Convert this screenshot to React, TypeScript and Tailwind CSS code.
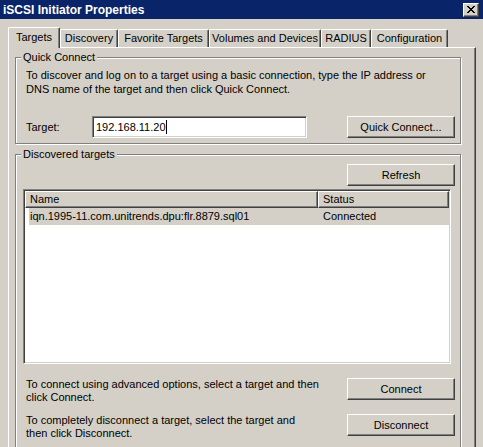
const tabs = [
  { label: "Discovery", w: "w-[58px]" },
  { label: "Favorite Targets", w: "w-[91px]" },
  { label: "Volumes and Devices", w: "w-[112px]" },
  { label: "RADIUS", w: "w-[50px]" },
  { label: "Configuration", w: "w-[77px]" },
];

function Button({ children, className = "" }: { children: React.ReactNode; className?: string }) {
  return (
    <button
      type="button"
      className={
        "flex items-center justify-center h-[22px] w-[108px] shrink-0 bg-[#d4d0c8] text-black border border-t-white border-l-white border-r-[#404040] border-b-[#404040] shadow-[inset_-1px_-1px_0_#808080] " +
        className
      }
    >
      {children}
    </button>
  );
}

function GroupBox({ title, children, className = "" }: { title: string; children: React.ReactNode; className?: string }) {
  return (
    <fieldset
      className={
        "w-[446px] border border-[#808080] shadow-[inset_1px_1px_0_#fff,1px_1px_0_#fff] p-0 m-0 min-w-0 " + className
      }
    >
      <legend className="ml-[5px] px-[2px] leading-[13px] bg-[#d4d0c8] relative">{title}</legend>
      {children}
    </fieldset>
  );
}

export default function App() {
  return (
    <div className="w-[483px] h-[447px] overflow-hidden bg-[#d4d0c8] text-black text-[11px] font-['Liberation_Sans',Arial,sans-serif] select-none">
      {/* Title bar */}
      <div className="h-[19px] bg-[#0a246a] flex items-center justify-between pl-[3px] pr-[4px]">
        <span className="text-white font-bold text-[12px] leading-[14px]">iSCSI Initiator Properties</span>
        <div className="w-[16px] h-[14px] bg-[#d4d0c8] border border-t-white border-l-white border-r-[#404040] border-b-[#404040] shadow-[inset_-1px_-1px_0_#808080] flex items-center justify-center">
          <svg width="8" height="7" viewBox="0 0 8 7" shapeRendering="crispEdges">
            <path d="M0 0h2v1h-2zM6 0h2v1h-2zM1 1h2v1h-2zM5 1h2v1h-2zM2 2h4v1h-4zM3 3h2v1h-2zM2 4h4v1h-4zM1 5h2v1h-2zM5 5h2v1h-2zM0 6h2v1h-2zM6 6h2v1h-2z" fill="#000" />
          </svg>
        </div>
      </div>

      {/* Tabs */}
      <div className="mt-[8px] h-[20px] pl-[8px] flex items-end">
        <div className="relative z-10 h-[21px] -mb-[1px] w-[52px] bg-[#d4d0c8] border-t border-l border-r border-t-white border-l-white border-r-[#404040] shadow-[inset_-1px_0_0_#808080] rounded-t-[2px] pt-[3px] text-center leading-[13px]">
          Targets
        </div>
        {tabs.map((t) => (
          <div
            key={t.label}
            className={
              t.w +
              " h-[18px] border-t border-l border-r border-t-white border-l-white border-r-[#404040] shadow-[inset_-1px_0_0_#808080] rounded-t-[2px] pt-[2px] text-center leading-[13px] whitespace-nowrap"
            }
          >
            {t.label}
          </div>
        ))}
      </div>

      {/* Panel */}
      <div className="ml-[8px] w-[468px] h-[420px] border-t border-l border-r border-t-white border-l-white border-r-[#404040] shadow-[inset_-1px_0_0_#808080] pt-[3px] pl-[6px]">
        <GroupBox title="Quick Connect">
          <div className="pl-[10px] pr-[5px] pb-[5px]">
            <p className="mt-[4px] leading-[14px] whitespace-nowrap">
              To discover and log on to a target using a basic connection, type the IP address or
              <br />
              DNS name of the target and then click Quick Connect.
            </p>
            <div className="mt-[20px] flex items-center">
              <span className="w-[66px]">Target:</span>
              <div className="w-[215px] h-[22px] bg-white border border-t-[#808080] border-l-[#808080] border-r-white border-b-white shadow-[inset_1px_1px_0_#404040,inset_-1px_-1px_0_#d4d0c8] flex items-center pl-[3px]">
                <span>192.168.11.20</span>
                <span className="w-[1px] h-[14px] bg-black" />
              </div>
              <Button className="ml-auto">Quick Connect...</Button>
            </div>
          </div>
        </GroupBox>

        <GroupBox title="Discovered targets" className="mt-[4px] h-[320px]">
          <div className="pl-[7px] pr-[5px]">
            <div className="flex justify-end mt-[3px]">
              <Button>Refresh</Button>
            </div>
            <div className="mt-[3px] w-[428px] h-[175px] bg-white border border-t-[#808080] border-l-[#808080] border-r-white border-b-white shadow-[inset_1px_1px_0_#404040,inset_-1px_-1px_0_#d4d0c8] p-[1px]">
              <div className="flex h-[17px] bg-[#d4d0c8] leading-[13px]">
                <div className="w-[293px] border border-t-white border-l-white border-r-[#404040] border-b-[#404040] shadow-[inset_-1px_-1px_0_#808080] pl-[4px] pt-[1px]">
                  Name
                </div>
                <div className="flex-1 border border-t-white border-l-white border-r-[#404040] border-b-[#404040] shadow-[inset_-1px_-1px_0_#808080] pl-[4px] pt-[1px]">
                  Status
                </div>
              </div>
              <div className="ml-[4px] h-[17px] bg-[#d4d0c8] flex items-center">
                <span className="w-[289px] pl-[1px]">iqn.1995-11.com.unitrends.dpu:flr.8879.sql01</span>
                <span className="pl-[5px]">Connected</span>
              </div>
            </div>

            <div className="mt-[14px] flex items-start">
              <p className="pl-[3px] leading-[13px] whitespace-nowrap">
                To connect using advanced options, select a target and then
                <br />
                click Connect.
              </p>
              <Button className="ml-auto">Connect</Button>
            </div>
            <div className="mt-[10px] flex items-start">
              <p className="pl-[3px] leading-[13px] whitespace-nowrap">
                To completely disconnect a target, select the target and
                <br />
                then click Disconnect.
              </p>
              <Button className="ml-auto">Disconnect</Button>
            </div>
          </div>
        </GroupBox>
      </div>
    </div>
  );
}
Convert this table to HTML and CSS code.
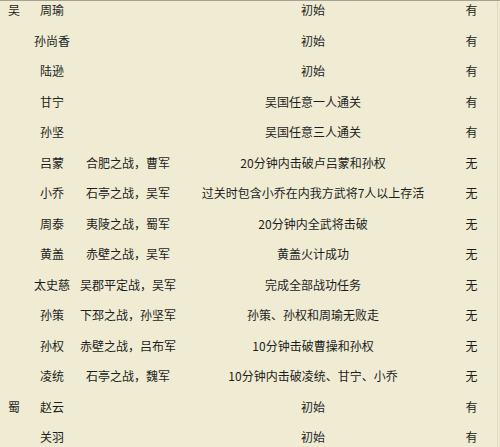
FILE: index.html
```html
<!DOCTYPE html>
<html lang="zh">
<head>
<meta charset="utf-8">
<link rel="stylesheet" href="styles.css">
</head>
<body>
<div class="frame">
  <div class="table">
    <div class="c k">吴</div><div class="c n">周瑜</div><div class="c b"></div><div class="c d">初始</div><div class="c y">有</div>
    <div class="c k"></div><div class="c n">孙尚香</div><div class="c b"></div><div class="c d">初始</div><div class="c y">有</div>
    <div class="c k"></div><div class="c n">陆逊</div><div class="c b"></div><div class="c d">初始</div><div class="c y">有</div>
    <div class="c k"></div><div class="c n">甘宁</div><div class="c b"></div><div class="c d">吴国任意一人通关</div><div class="c y">有</div>
    <div class="c k"></div><div class="c n">孙坚</div><div class="c b"></div><div class="c d">吴国任意三人通关</div><div class="c y">有</div>
    <div class="c k"></div><div class="c n">吕蒙</div><div class="c b">合肥之战，曹军</div><div class="c d">20分钟内击破卢吕蒙和孙权</div><div class="c y">无</div>
    <div class="c k"></div><div class="c n">小乔</div><div class="c b">石亭之战，吴军</div><div class="c d">过关时包含小乔在内我方武将7人以上存活</div><div class="c y">无</div>
    <div class="c k"></div><div class="c n">周泰</div><div class="c b">夷陵之战，蜀军</div><div class="c d">20分钟内全武将击破</div><div class="c y">无</div>
    <div class="c k"></div><div class="c n">黄盖</div><div class="c b">赤壁之战，吴军</div><div class="c d">黄盖火计成功</div><div class="c y">无</div>
    <div class="c k"></div><div class="c n">太史慈</div><div class="c b">吴郡平定战，吴军</div><div class="c d">完成全部战功任务</div><div class="c y">无</div>
    <div class="c k"></div><div class="c n">孙策</div><div class="c b">下邳之战，孙坚军</div><div class="c d">孙策、孙权和周瑜无败走</div><div class="c y">无</div>
    <div class="c k"></div><div class="c n">孙权</div><div class="c b">赤壁之战，吕布军</div><div class="c d">10分钟击破曹操和孙权</div><div class="c y">无</div>
    <div class="c k"></div><div class="c n">凌统</div><div class="c b">石亭之战，魏军</div><div class="c d">10分钟内击破凌统、甘宁、小乔</div><div class="c y">无</div>
    <div class="c k">蜀</div><div class="c n">赵云</div><div class="c b"></div><div class="c d">初始</div><div class="c y">有</div>
    <div class="c k"></div><div class="c n">关羽</div><div class="c b"></div><div class="c d">初始</div><div class="c y">有</div>
  </div>
</div>
</body>
</html>
```

FILE: styles.css
```css
html, body {
  margin: 0;
  padding: 0;
  background: #efecd3;
}
.frame {
  width: 500px;
  height: 446px;
  border-top: 1px solid #a3a294;
  overflow: hidden;
  box-sizing: content-box;
}
.table {
  margin-top: -6px;
  width: 497px;
  border-right: 1px solid #dcd9c0;
  display: grid;
  grid-template-columns: 28px 48px 104px 266px 51px;
  grid-auto-rows: 30.5px;
  font-family: "Noto Sans CJK SC", "Noto Sans", sans-serif;
  font-size: 12px;
  color: #1e1e1e;
}
.c {
  display: flex;
  align-items: center;
  justify-content: center;
  white-space: nowrap;
  line-height: 1;
}
```
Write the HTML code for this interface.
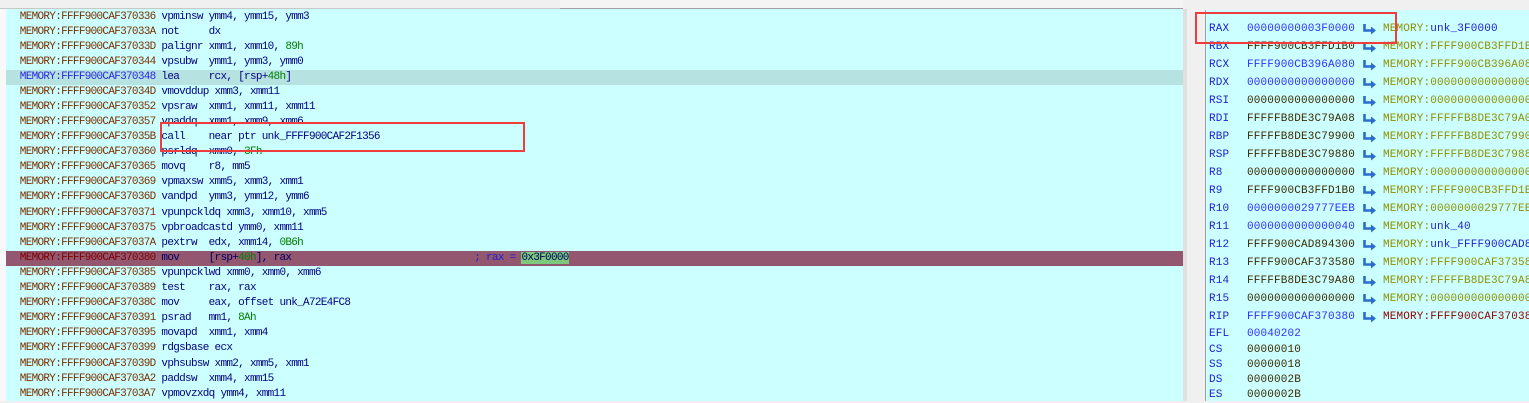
<!DOCTYPE html><html><head><style>
body{margin:0;width:1529px;height:401px;overflow:hidden;background:#f0f0f0;position:relative;font-family:"Liberation Mono","DejaVu Sans Mono",monospace;font-size:11px;letter-spacing:-0.7px}
.l{position:absolute;left:6px;top:9px;width:1177px;height:392px;background:#ccffff}
.row{position:absolute;left:0;width:1175px;padding-left:2px;height:15px;line-height:15px;white-space:pre;color:#000080}
.a{color:#7a3000}
.g{color:#008000}
.r{position:absolute;left:1205px;top:10px;width:324px;height:391px;background:#ccffff;border-left:1px solid #a0a0a0}
.rr{position:absolute;left:0;width:1529px;height:15px;line-height:15px;white-space:pre;letter-spacing:0.15px}
.rr span{position:absolute}
.k{color:#2020d0;left:1209px}.v{color:#3a2a00;left:1247px}.vb{color:#3030ff;left:1247px}.m{color:#909000;left:1383px}.mr{color:#900000;left:1383px}
.rr svg{position:absolute;left:1362px;top:2px}
.box{position:absolute;border:2px solid #f03c3c}
</style></head><body>
<svg width="0" height="0" style="position:absolute"><defs><g id="ar"><path d="M2.5 0 V6.5 H10" fill="none" stroke="#2a6cd0" stroke-width="2.6"/><path d="M9 2.5 L14 6.5 L9 10.5 Z" fill="#2a6cd0"/></g></defs></svg>
<div style="position:absolute;left:0;top:0;width:1183px;height:8px;background:#f0f0f0;border-bottom:1px solid #c8c8c8"></div>
<div style="position:absolute;left:0;top:9px;width:6px;height:392px;background:#f8f8f8;border-right:1px solid #d0d0d0"></div>
<div class="l">
<div class="row" style="top:1px"><span class="a">  MEMORY:FFFF900CAF370336</span> vpminsw ymm4, ymm15, ymm3</div>
<div class="row" style="top:16px"><span class="a">  MEMORY:FFFF900CAF37033A</span> not     dx</div>
<div class="row" style="top:31px"><span class="a">  MEMORY:FFFF900CAF37033D</span> palignr xmm1, xmm10, <span class="g">89h</span></div>
<div class="row" style="top:46px"><span class="a">  MEMORY:FFFF900CAF370344</span> vpsubw  ymm1, ymm3, ymm0</div>
<div class="row" style="top:61px;background:#b6e2e2;color:#000080"><span style="color:#2828e0">  MEMORY:FFFF900CAF370348</span> lea     rcx, [rsp+<span class="g">48h</span>]</div>
<div class="row" style="top:76px"><span class="a">  MEMORY:FFFF900CAF37034D</span> vmovddup xmm3, xmm11</div>
<div class="row" style="top:91px"><span class="a">  MEMORY:FFFF900CAF370352</span> vpsraw  xmm1, xmm11, xmm11</div>
<div class="row" style="top:106px"><span class="a">  MEMORY:FFFF900CAF370357</span> vpaddq  xmm1, xmm9, xmm6</div>
<div class="row" style="top:121px"><span class="a">  MEMORY:FFFF900CAF37035B</span> call    near ptr unk_FFFF900CAF2F1356</div>
<div class="row" style="top:136px"><span class="a">  MEMORY:FFFF900CAF370360</span> psrldq  xmm0, <span class="g">3Fh</span></div>
<div class="row" style="top:151px"><span class="a">  MEMORY:FFFF900CAF370365</span> movq    r8, mm5</div>
<div class="row" style="top:166px"><span class="a">  MEMORY:FFFF900CAF370369</span> vpmaxsw xmm5, xmm3, xmm1</div>
<div class="row" style="top:181px"><span class="a">  MEMORY:FFFF900CAF37036D</span> vandpd  ymm3, ymm12, ymm6</div>
<div class="row" style="top:197px"><span class="a">  MEMORY:FFFF900CAF370371</span> vpunpckldq xmm3, xmm10, xmm5</div>
<div class="row" style="top:212px"><span class="a">  MEMORY:FFFF900CAF370375</span> vpbroadcastd ymm0, xmm11</div>
<div class="row" style="top:227px"><span class="a">  MEMORY:FFFF900CAF37037A</span> pextrw  edx, xmm14, <span class="g">0B6h</span></div>
<div class="row" style="top:242px;background:#93586f;color:#000060"><span style="color:#800000">  MEMORY:FFFF900CAF370380</span> mov     [rsp+<span class="g">40h</span>], rax                               <span style="color:#2020d0">; rax = </span><span style="background:#7cc87c">0x3F0000</span></div>
<div class="row" style="top:257px"><span class="a">  MEMORY:FFFF900CAF370385</span> vpunpcklwd xmm0, xmm0, xmm6</div>
<div class="row" style="top:272px"><span class="a">  MEMORY:FFFF900CAF370389</span> test    rax, rax</div>
<div class="row" style="top:287px"><span class="a">  MEMORY:FFFF900CAF37038C</span> mov     eax, offset unk_A72E4FC8</div>
<div class="row" style="top:302px"><span class="a">  MEMORY:FFFF900CAF370391</span> psrad   mm1, <span class="g">8Ah</span></div>
<div class="row" style="top:317px"><span class="a">  MEMORY:FFFF900CAF370395</span> movapd  xmm1, xmm4</div>
<div class="row" style="top:332px"><span class="a">  MEMORY:FFFF900CAF370399</span> rdgsbase ecx</div>
<div class="row" style="top:348px"><span class="a">  MEMORY:FFFF900CAF37039D</span> vphsubsw xmm2, xmm5, xmm1</div>
<div class="row" style="top:363px"><span class="a">  MEMORY:FFFF900CAF3703A2</span> paddsw  xmm4, xmm15</div>
<div class="row" style="top:378px"><span class="a">  MEMORY:FFFF900CAF3703A7</span> vpmovzxdq ymm4, xmm11</div>
</div>
<div style="position:absolute;left:1183px;top:0;width:22px;height:401px;background:#f0f0f0"></div>
<div style="position:absolute;left:1183px;top:9px;width:4px;height:392px;background:#e0e0e0"></div>
<div class="r"></div>
<div style="position:absolute;left:560px;top:0;width:623px;height:8px;background:#f4f4f4;border-bottom:1px solid #a0a0a0"></div>
<div style="position:absolute;left:1197px;top:0;width:332px;height:8px;background:#f0f0f0"></div>
<div class="rr" style="top:22px"><span class="k">RAX</span><span class="vb">00000000003F0000</span><svg width="15" height="11"><use href="#ar"/></svg><span class="m">MEMORY:<b style="font-weight:normal;color:#2020d0">unk_3F0000</b></span></div>
<div class="rr" style="top:40px"><span class="k">RBX</span><span class="v">FFFF900CB3FFD1B0</span><svg width="15" height="11"><use href="#ar"/></svg><span class="m">MEMORY:FFFF900CB3FFD1B0</span></div>
<div class="rr" style="top:58px"><span class="k">RCX</span><span class="vb">FFFF900CB396A080</span><svg width="15" height="11"><use href="#ar"/></svg><span class="m">MEMORY:FFFF900CB396A080</span></div>
<div class="rr" style="top:76px"><span class="k">RDX</span><span class="vb">0000000000000000</span><svg width="15" height="11"><use href="#ar"/></svg><span class="m">MEMORY:0000000000000000</span></div>
<div class="rr" style="top:94px"><span class="k">RSI</span><span class="v">0000000000000000</span><svg width="15" height="11"><use href="#ar"/></svg><span class="m">MEMORY:0000000000000000</span></div>
<div class="rr" style="top:112px"><span class="k">RDI</span><span class="v">FFFFFB8DE3C79A08</span><svg width="15" height="11"><use href="#ar"/></svg><span class="m">MEMORY:FFFFFB8DE3C79A08</span></div>
<div class="rr" style="top:130px"><span class="k">RBP</span><span class="v">FFFFFB8DE3C79900</span><svg width="15" height="11"><use href="#ar"/></svg><span class="m">MEMORY:FFFFFB8DE3C79900</span></div>
<div class="rr" style="top:148px"><span class="k">RSP</span><span class="v">FFFFFB8DE3C79880</span><svg width="15" height="11"><use href="#ar"/></svg><span class="m">MEMORY:FFFFFB8DE3C79880</span></div>
<div class="rr" style="top:166px"><span class="k">R8</span><span class="v">0000000000000000</span><svg width="15" height="11"><use href="#ar"/></svg><span class="m">MEMORY:0000000000000000</span></div>
<div class="rr" style="top:184px"><span class="k">R9</span><span class="v">FFFF900CB3FFD1B0</span><svg width="15" height="11"><use href="#ar"/></svg><span class="m">MEMORY:FFFF900CB3FFD1B0</span></div>
<div class="rr" style="top:202px"><span class="k">R10</span><span class="vb">0000000029777EEB</span><svg width="15" height="11"><use href="#ar"/></svg><span class="m">MEMORY:0000000029777EEB</span></div>
<div class="rr" style="top:220px"><span class="k">R11</span><span class="vb">0000000000000040</span><svg width="15" height="11"><use href="#ar"/></svg><span class="m">MEMORY:<b style="font-weight:normal;color:#2020d0">unk_40</b></span></div>
<div class="rr" style="top:238px"><span class="k">R12</span><span class="v">FFFF900CAD894300</span><svg width="15" height="11"><use href="#ar"/></svg><span class="m">MEMORY:<b style="font-weight:normal;color:#2020d0">unk_FFFF900CAD894300</b></span></div>
<div class="rr" style="top:256px"><span class="k">R13</span><span class="v">FFFF900CAF373580</span><svg width="15" height="11"><use href="#ar"/></svg><span class="m">MEMORY:FFFF900CAF373580</span></div>
<div class="rr" style="top:274px"><span class="k">R14</span><span class="v">FFFFFB8DE3C79A80</span><svg width="15" height="11"><use href="#ar"/></svg><span class="m">MEMORY:FFFFFB8DE3C79A80</span></div>
<div class="rr" style="top:292px"><span class="k">R15</span><span class="v">0000000000000000</span><svg width="15" height="11"><use href="#ar"/></svg><span class="m">MEMORY:0000000000000000</span></div>
<div class="rr" style="top:310px"><span class="k">RIP</span><span class="vb">FFFF900CAF370380</span><svg width="15" height="11"><use href="#ar"/></svg><span class="mr">MEMORY:FFFF900CAF370380</span></div>
<div class="rr" style="top:327px"><span class="k">EFL</span><span class="vb">00040202</span></div>
<div class="rr" style="top:343px"><span class="k">CS</span><span class="v">00000010</span></div>
<div class="rr" style="top:358px"><span class="k">SS</span><span class="v">00000018</span></div>
<div class="rr" style="top:373px"><span class="k">DS</span><span class="v">0000002B</span></div>
<div class="rr" style="top:388px"><span class="k">ES</span><span class="v">0000002B</span></div>
<div class="box" style="left:160px;top:122px;width:361px;height:26px"></div>
<div class="box" style="left:1195px;top:12px;width:198px;height:28px"></div>
</body></html>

○ ○ ○ ○ ○

Task brief -
Report how many lines of the entries hold the string "React". Provide the number alone.

Solution for this problem -
3